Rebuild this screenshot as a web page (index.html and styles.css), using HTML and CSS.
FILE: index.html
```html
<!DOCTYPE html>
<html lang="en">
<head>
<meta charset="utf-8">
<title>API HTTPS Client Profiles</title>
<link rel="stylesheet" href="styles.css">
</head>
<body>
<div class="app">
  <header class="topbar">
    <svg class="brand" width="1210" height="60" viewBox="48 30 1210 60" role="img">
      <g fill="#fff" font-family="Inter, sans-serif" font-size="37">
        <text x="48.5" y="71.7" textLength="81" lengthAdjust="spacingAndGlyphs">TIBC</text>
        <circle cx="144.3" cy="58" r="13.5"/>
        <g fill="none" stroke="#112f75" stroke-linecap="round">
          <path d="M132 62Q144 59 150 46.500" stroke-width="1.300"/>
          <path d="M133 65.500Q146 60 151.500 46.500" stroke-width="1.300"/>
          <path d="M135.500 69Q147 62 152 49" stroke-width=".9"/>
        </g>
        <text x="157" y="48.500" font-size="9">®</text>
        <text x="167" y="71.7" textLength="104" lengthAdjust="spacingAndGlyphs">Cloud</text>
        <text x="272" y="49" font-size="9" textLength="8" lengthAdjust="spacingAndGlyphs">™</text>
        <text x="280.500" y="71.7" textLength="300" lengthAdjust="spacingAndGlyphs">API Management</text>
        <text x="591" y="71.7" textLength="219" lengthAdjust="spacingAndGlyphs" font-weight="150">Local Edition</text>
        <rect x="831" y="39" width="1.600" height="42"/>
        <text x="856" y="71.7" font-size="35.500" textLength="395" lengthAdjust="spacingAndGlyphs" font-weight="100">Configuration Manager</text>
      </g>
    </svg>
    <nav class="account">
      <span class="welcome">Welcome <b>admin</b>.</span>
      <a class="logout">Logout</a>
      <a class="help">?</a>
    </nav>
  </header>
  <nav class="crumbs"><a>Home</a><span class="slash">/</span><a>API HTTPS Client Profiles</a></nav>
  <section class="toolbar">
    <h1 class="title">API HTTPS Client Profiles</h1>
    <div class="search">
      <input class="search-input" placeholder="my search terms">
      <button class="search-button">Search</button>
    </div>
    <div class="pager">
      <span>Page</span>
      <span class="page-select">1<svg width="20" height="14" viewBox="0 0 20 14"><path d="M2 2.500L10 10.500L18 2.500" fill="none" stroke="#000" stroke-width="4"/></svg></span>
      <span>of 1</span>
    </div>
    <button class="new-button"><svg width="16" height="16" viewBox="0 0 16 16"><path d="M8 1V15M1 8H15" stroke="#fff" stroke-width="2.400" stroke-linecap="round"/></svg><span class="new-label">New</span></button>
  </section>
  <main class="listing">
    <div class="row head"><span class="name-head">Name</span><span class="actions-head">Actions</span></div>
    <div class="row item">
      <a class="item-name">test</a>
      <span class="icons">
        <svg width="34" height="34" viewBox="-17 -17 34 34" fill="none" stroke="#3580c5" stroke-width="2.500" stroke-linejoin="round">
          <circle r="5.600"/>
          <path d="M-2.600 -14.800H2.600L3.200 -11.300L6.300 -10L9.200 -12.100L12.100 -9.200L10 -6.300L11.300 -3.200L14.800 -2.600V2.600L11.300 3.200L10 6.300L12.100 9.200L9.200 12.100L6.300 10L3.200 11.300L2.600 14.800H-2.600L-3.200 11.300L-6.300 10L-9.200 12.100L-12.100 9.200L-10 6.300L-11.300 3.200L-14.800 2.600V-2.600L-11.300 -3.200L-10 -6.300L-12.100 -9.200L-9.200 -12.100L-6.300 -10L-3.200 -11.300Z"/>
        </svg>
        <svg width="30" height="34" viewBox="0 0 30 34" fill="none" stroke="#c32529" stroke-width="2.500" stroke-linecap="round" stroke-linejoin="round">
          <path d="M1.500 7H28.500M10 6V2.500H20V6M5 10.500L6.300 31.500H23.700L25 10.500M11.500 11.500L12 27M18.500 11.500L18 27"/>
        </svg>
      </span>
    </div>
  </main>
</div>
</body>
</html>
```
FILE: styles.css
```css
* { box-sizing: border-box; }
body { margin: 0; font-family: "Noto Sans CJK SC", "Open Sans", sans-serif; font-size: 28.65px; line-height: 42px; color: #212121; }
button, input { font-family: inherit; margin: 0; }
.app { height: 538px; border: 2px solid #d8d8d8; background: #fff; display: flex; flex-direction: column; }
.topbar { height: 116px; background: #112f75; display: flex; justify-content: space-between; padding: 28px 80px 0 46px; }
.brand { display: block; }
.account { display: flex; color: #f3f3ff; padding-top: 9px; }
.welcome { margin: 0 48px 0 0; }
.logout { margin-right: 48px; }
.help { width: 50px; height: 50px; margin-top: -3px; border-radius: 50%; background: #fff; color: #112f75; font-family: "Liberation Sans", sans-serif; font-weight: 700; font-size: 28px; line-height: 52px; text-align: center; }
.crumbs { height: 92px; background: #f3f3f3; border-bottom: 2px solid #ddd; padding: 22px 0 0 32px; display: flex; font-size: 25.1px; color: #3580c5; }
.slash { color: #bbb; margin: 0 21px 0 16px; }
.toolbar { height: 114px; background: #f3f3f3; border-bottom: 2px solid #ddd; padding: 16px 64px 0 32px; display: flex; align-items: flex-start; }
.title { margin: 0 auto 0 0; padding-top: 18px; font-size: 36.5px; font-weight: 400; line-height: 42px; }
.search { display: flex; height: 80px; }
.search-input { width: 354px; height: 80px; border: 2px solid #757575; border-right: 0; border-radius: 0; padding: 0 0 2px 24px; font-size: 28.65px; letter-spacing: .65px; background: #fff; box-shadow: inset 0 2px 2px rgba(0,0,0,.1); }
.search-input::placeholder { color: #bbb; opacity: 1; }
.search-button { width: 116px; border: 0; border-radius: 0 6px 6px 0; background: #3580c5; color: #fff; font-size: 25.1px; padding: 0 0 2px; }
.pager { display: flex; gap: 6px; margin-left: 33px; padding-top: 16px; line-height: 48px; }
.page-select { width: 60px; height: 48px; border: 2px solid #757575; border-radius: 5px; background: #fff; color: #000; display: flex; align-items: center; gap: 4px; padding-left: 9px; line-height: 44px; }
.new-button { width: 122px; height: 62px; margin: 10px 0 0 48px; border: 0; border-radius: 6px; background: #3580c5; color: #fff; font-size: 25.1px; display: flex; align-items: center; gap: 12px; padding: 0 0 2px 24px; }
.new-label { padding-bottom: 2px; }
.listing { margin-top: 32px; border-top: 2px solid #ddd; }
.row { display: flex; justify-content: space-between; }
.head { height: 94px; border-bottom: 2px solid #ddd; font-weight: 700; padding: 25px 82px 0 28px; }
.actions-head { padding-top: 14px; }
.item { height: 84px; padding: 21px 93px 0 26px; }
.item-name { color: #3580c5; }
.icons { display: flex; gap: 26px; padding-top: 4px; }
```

...

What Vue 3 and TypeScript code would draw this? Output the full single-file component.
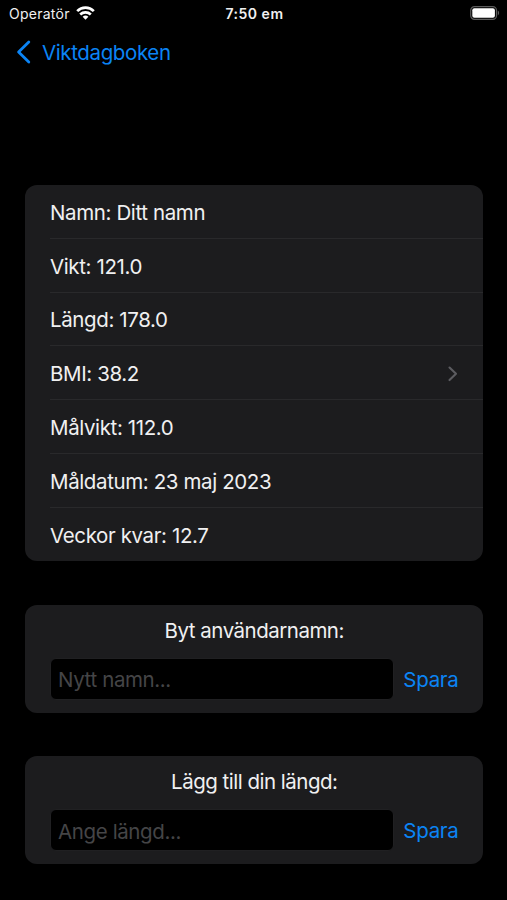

Job -
Pick out every line above that contains the word "index" and copy it.

Answer to the problem -
Rebuild this screenshot as a web page (index.html and styles.css), using HTML and CSS.
FILE: index.html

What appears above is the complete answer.